··· Data excerpts ···

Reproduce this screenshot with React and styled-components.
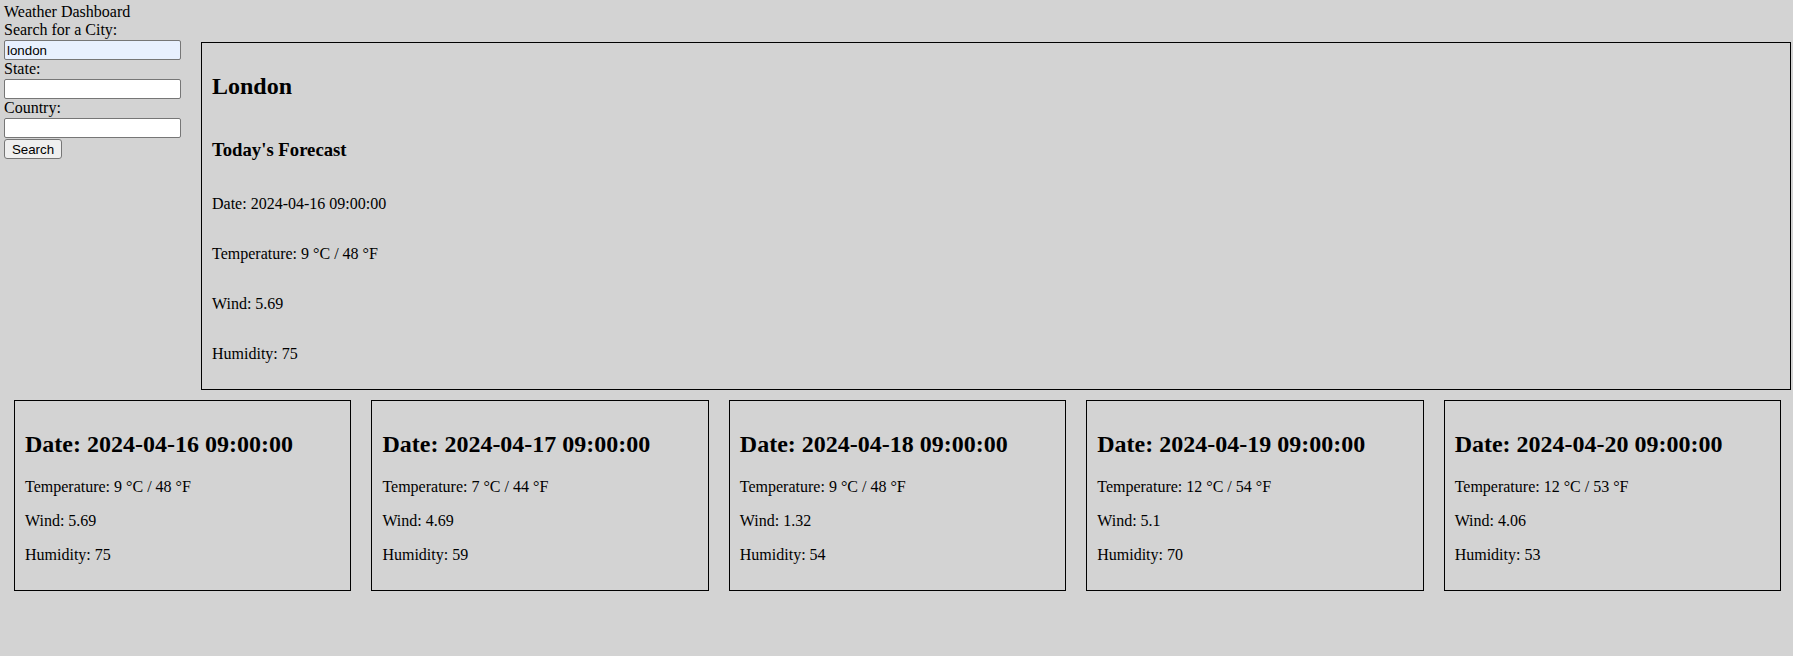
import React from "react";
import styled, { createGlobalStyle } from "styled-components";

const GlobalStyle = createGlobalStyle`
  html, body {
    background: #d3d3d3;
    margin: 0;
    min-height: 100%;
  }
  body {
    font-family: "Liberation Serif", "Times New Roman", serif;
    font-size: 16px;
    color: #000;
  }
`;

const Page = styled.div`
  padding: 3px 2px 0 4px;
`;

const TopRow = styled.div`
  display: flex;
  align-items: flex-start;
`;

const Sidebar = styled.form`
  width: 177px;
  display: flex;
  flex-direction: column;
  align-items: flex-start;
`;

const Title = styled.div`
  line-height: 18px;
`;

const Label = styled.label`
  display: block;
  line-height: 18px;
`;

const TextInput = styled.input`
  box-sizing: border-box;
  width: 177px;
  height: 20px;
  margin: 1px 0 0;
  padding: 1px 2px;
  border: 1px solid #767676;
  border-radius: 2px;
  background: ${(p) => (p.$filled ? "#e8f0fe" : "#ffffff")};
  font-family: "Liberation Sans", Arial, sans-serif;
  font-size: 13.333px;
  color: #000;
  outline: none;
`;

const SearchButton = styled.button`
  box-sizing: border-box;
  width: 58px;
  height: 20px;
  margin: 1px 0 0;
  padding: 1px 6px;
  border: 1px solid #767676;
  border-radius: 3px;
  background: #efefef;
  font-family: "Liberation Sans", Arial, sans-serif;
  font-size: 13.333px;
  color: #000;
`;

const CurrentPanel = styled.section`
  flex: 1;
  margin: 39px 0 0 20px;
  border: 1px solid #000;
  padding: 10px;
  display: flex;
  flex-direction: column;
`;

const CityName = styled.h2`
  font-size: 24px;
  margin: 0.83em 0;
`;

const SubTitle = styled.h3`
  font-size: 18.72px;
  margin: 1em 0;
`;

const Detail = styled.p`
  margin: 16px 0;
`;

const CardsRow = styled.div`
  display: flex;
`;

const Card = styled.div`
  flex: 1;
  min-width: 0;
  margin: 10px;
  border: 1px solid #000;
  padding: 10px;
`;

const CardDate = styled.h2`
  font-size: 24px;
  margin: 0.83em 0;
  white-space: nowrap;
`;

const forecast = [
  { date: "2024-04-16 09:00:00", c: 9, f: 48, wind: "5.69", hum: 75 },
  { date: "2024-04-17 09:00:00", c: 7, f: 44, wind: "4.69", hum: 59 },
  { date: "2024-04-18 09:00:00", c: 9, f: 48, wind: "1.32", hum: 54 },
  { date: "2024-04-19 09:00:00", c: 12, f: 54, wind: "5.1", hum: 70 },
  { date: "2024-04-20 09:00:00", c: 12, f: 53, wind: "4.06", hum: 53 },
];

export default function App() {
  return (
    <Page>
      <GlobalStyle />
      <TopRow>
        <Sidebar onSubmit={(e) => e.preventDefault()}>
          <Title>Weather Dashboard</Title>
          <Label htmlFor="city">Search for a City:</Label>
          <TextInput id="city" $filled defaultValue="london" />
          <Label htmlFor="state">State:</Label>
          <TextInput id="state" />
          <Label htmlFor="country">Country:</Label>
          <TextInput id="country" />
          <SearchButton type="submit">Search</SearchButton>
        </Sidebar>
        <CurrentPanel>
          <CityName>London</CityName>
          <SubTitle>Today's Forecast</SubTitle>
          <Detail>Date: 2024-04-16 09:00:00</Detail>
          <Detail>Temperature: 9 °C / 48 °F</Detail>
          <Detail>Wind: 5.69</Detail>
          <Detail>Humidity: 75</Detail>
        </CurrentPanel>
      </TopRow>
      <CardsRow>
        {forecast.map((d) => (
          <Card key={d.date}>
            <CardDate>Date: {d.date}</CardDate>
            <Detail>
              Temperature: {d.c} °C / {d.f} °F
            </Detail>
            <Detail>Wind: {d.wind}</Detail>
            <Detail>Humidity: {d.hum}</Detail>
          </Card>
        ))}
      </CardsRow>
    </Page>
  );
}
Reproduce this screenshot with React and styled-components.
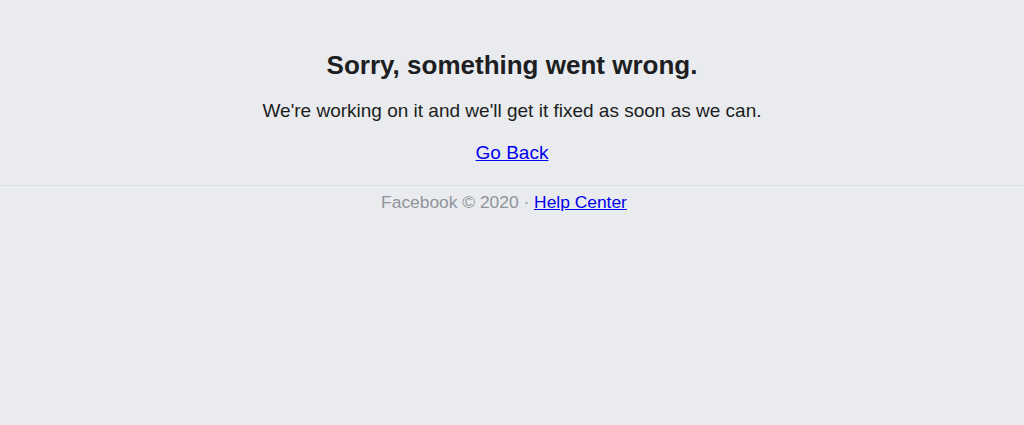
import React from 'react';
import styled, { createGlobalStyle } from 'styled-components';

const GlobalStyle = createGlobalStyle`
  html, body {
    margin: 0;
    padding: 0;
    background: #e9ebee;
  }
  body {
    font-family: "Liberation Sans", Arial, Helvetica, sans-serif;
    color: #1c1e21;
  }
`;

const Page = styled.div`
  min-height: 425px;
  background: #e9ebee;
`;

const Main = styled.main`
  text-align: center;
  padding: 48px 0 0;
`;

const Title = styled.h1`
  margin: 0;
  font-size: 26px;
  font-weight: bold;
  line-height: 34px;
  color: #1c1e21;
`;

const Message = styled.p`
  margin: 17px 0 0;
  font-size: 19px;
  line-height: 24px;
  color: #1c1e21;
`;

const BackLink = styled.a`
  display: inline-block;
  margin-top: 18px;
  font-size: 19px;
  line-height: 24px;
  color: #0000ee;
  text-decoration: underline;
`;

const Footer = styled.footer`
  margin-top: 20px;
  border-top: 1px solid #dadde1;
  padding: 4px 16px 0 0;
  text-align: center;
  font-size: 17.4px;
  line-height: 24px;
  color: #90949c;
`;

const FooterLink = styled.a`
  color: #0000ee;
  text-decoration: underline;
`;

export default function App() {
  return (
    <Page>
      <GlobalStyle />
      <Main>
        <Title>Sorry, something went wrong.</Title>
        <Message>We're working on it and we'll get it fixed as soon as we can.</Message>
        <BackLink href="#">Go Back</BackLink>
      </Main>
      <Footer>
        Facebook © 2020 · <FooterLink href="#">Help Center</FooterLink>
      </Footer>
    </Page>
  );
}
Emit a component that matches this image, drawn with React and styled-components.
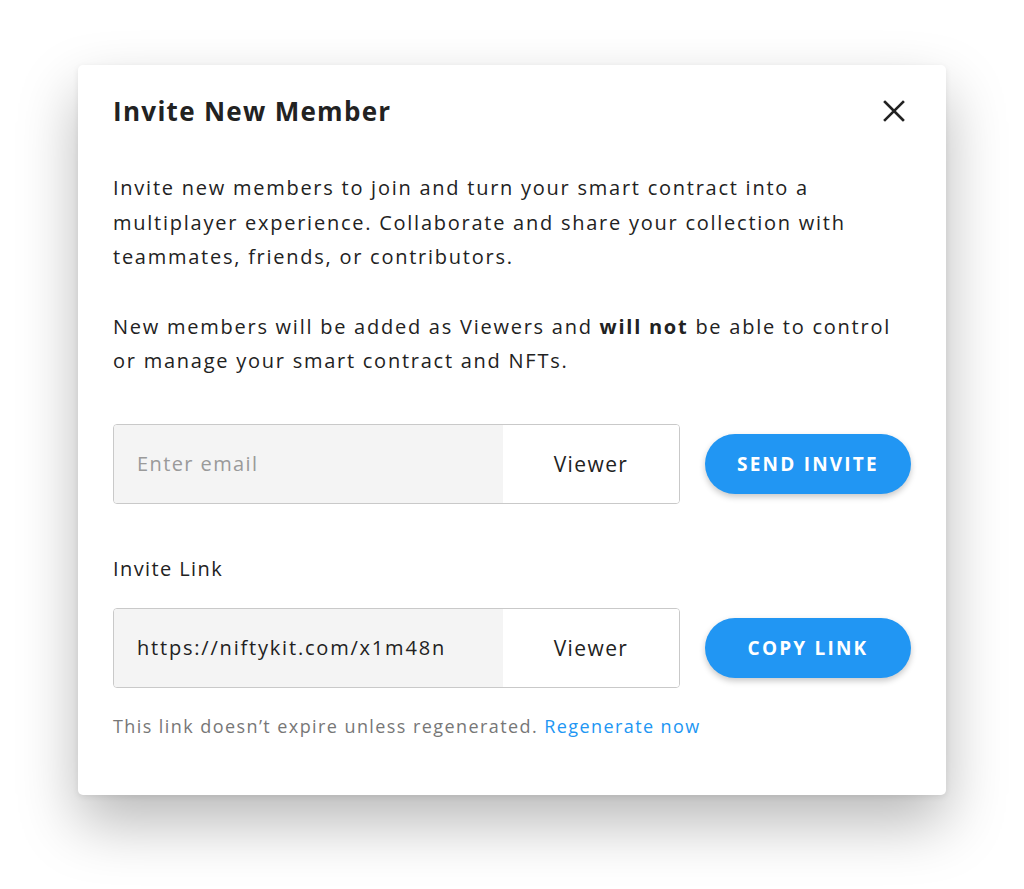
import React from 'react';
import styled, { createGlobalStyle } from 'styled-components';

const Global = createGlobalStyle`
  html, body { margin: 0; padding: 0; background: #ffffff; }
  body { font-family: "Open Sans", "Liberation Sans", sans-serif; color: #222; letter-spacing: 1.4px; }
  * { box-sizing: border-box; }
`;

const Page = styled.div`
  width: 1024px;
  height: 889px;
  padding: 65px 0 0 78px;
`;

const Card = styled.div`
  width: 868px;
  height: 730px;
  background: #fff;
  border-radius: 5px;
  box-shadow: 0 28px 60px rgba(0, 0, 0, 0.28), 0 2px 6px rgba(0, 0, 0, 0.08);
  padding: 27px 35px 0 35px;
`;

const Header = styled.div`
  display: flex;
  align-items: center;
  justify-content: space-between;
  height: 38px;
  margin-bottom: 41px;
`;

const Title = styled.h2`
  margin: 0;
  font-size: 26px;
  font-weight: 700;
  color: #222;
  letter-spacing: 1.3px;
`;

const CloseBtn = styled.button`
  border: none;
  background: none;
  padding: 0;
  width: 24px;
  height: 24px;
  margin-right: 5px;
  display: flex;
  align-items: center;
  justify-content: center;
  cursor: pointer;
`;

const Para = styled.p`
  margin: 0 0 ${(p) => p.$gap || 0}px;
  font-size: 20px;
  line-height: 34.5px;
  letter-spacing: 1.75px;
  color: #222;
  b { font-weight: 700; }
`;

const Row = styled.div`
  display: flex;
  align-items: center;
  gap: 25px;
  margin-top: ${(p) => p.$top || 0}px;
`;

const Field = styled.div`
  display: flex;
  width: 567px;
  height: 80px;
  border: 1px solid #c9c9c9;
  border-radius: 4px;
  overflow: hidden;
`;

const FieldInput = styled.div`
  flex: 0 0 389px;
  background: #f4f4f4;
  display: flex;
  align-items: center;
  padding-left: 23px;
  font-size: 20px;
  letter-spacing: ${(p) => (p.$placeholder ? 1.4 : 1.8)}px;
  color: ${(p) => (p.$placeholder ? '#9a9a9a' : '#222')};
`;

const Role = styled.div`
  flex: 1;
  display: flex;
  align-items: center;
  justify-content: center;
  font-size: 21px;
  color: #222;
  background: #fff;
`;

const PillButton = styled.button`
  width: 206px;
  height: 60px;
  border: none;
  border-radius: 30px;
  background: #2196f3;
  color: #fff;
  font-family: inherit;
  font-size: 19px;
  font-weight: 700;
  letter-spacing: 2.2px;
  box-shadow: 0 3px 6px rgba(0, 0, 0, 0.22);
  cursor: pointer;
`;

const Label = styled.div`
  margin-top: 48px;
  font-size: 20px;
  line-height: 34px;
  color: #222;
`;

const Note = styled.p`
  margin: 22px 0 0;
  font-size: 18px;
  line-height: 32px;
  letter-spacing: 1.42px;
  color: #777;
`;

const Link = styled.a`
  color: #2196f3;
  text-decoration: none;
  cursor: pointer;
`;

export default function App() {
  return (
    <>
      <Global />
      <Page>
        <Card>
          <Header>
            <Title>Invite New Member</Title>
            <CloseBtn aria-label="Close">
              <svg width="22" height="22" viewBox="0 0 22 22" fill="none" stroke="#222" strokeWidth="2.6" strokeLinecap="square">
                <path d="M2 2 L20 20 M20 2 L2 20" />
              </svg>
            </CloseBtn>
          </Header>
          <Para $gap={35}>
            Invite new members to join and turn your smart contract into a multiplayer experience. Collaborate and share your collection with teammates, friends, or contributors.
          </Para>
          <Para>
            New members will be added as Viewers and <b>will not</b> be able to control or manage your smart contract and NFTs.
          </Para>
          <Row $top={45}>
            <Field>
              <FieldInput $placeholder>Enter email</FieldInput>
              <Role>Viewer</Role>
            </Field>
            <PillButton>SEND INVITE</PillButton>
          </Row>
          <Label>Invite Link</Label>
          <Row $top={22}>
            <Field>
              <FieldInput>https://niftykit.com/x1m48n</FieldInput>
              <Role>Viewer</Role>
            </Field>
            <PillButton>COPY LINK</PillButton>
          </Row>
          <Note>
            This link doesn’t expire unless regenerated. <Link>Regenerate now</Link>
          </Note>
        </Card>
      </Page>
    </>
  );
}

···

#### Exercise task:
Copy each line of the entries that includes the word "with".

#### Answer for this exercise:
Reproduce this screenshot with React and styled-components.
Reproduce this screenshot with React and styled-components.
Emit a component that matches this image, drawn with React and styled-components.
            Invite new members to join and turn your smart contract into a multiplayer experience. Collaborate and share your collection with teammates, friends, or contributors.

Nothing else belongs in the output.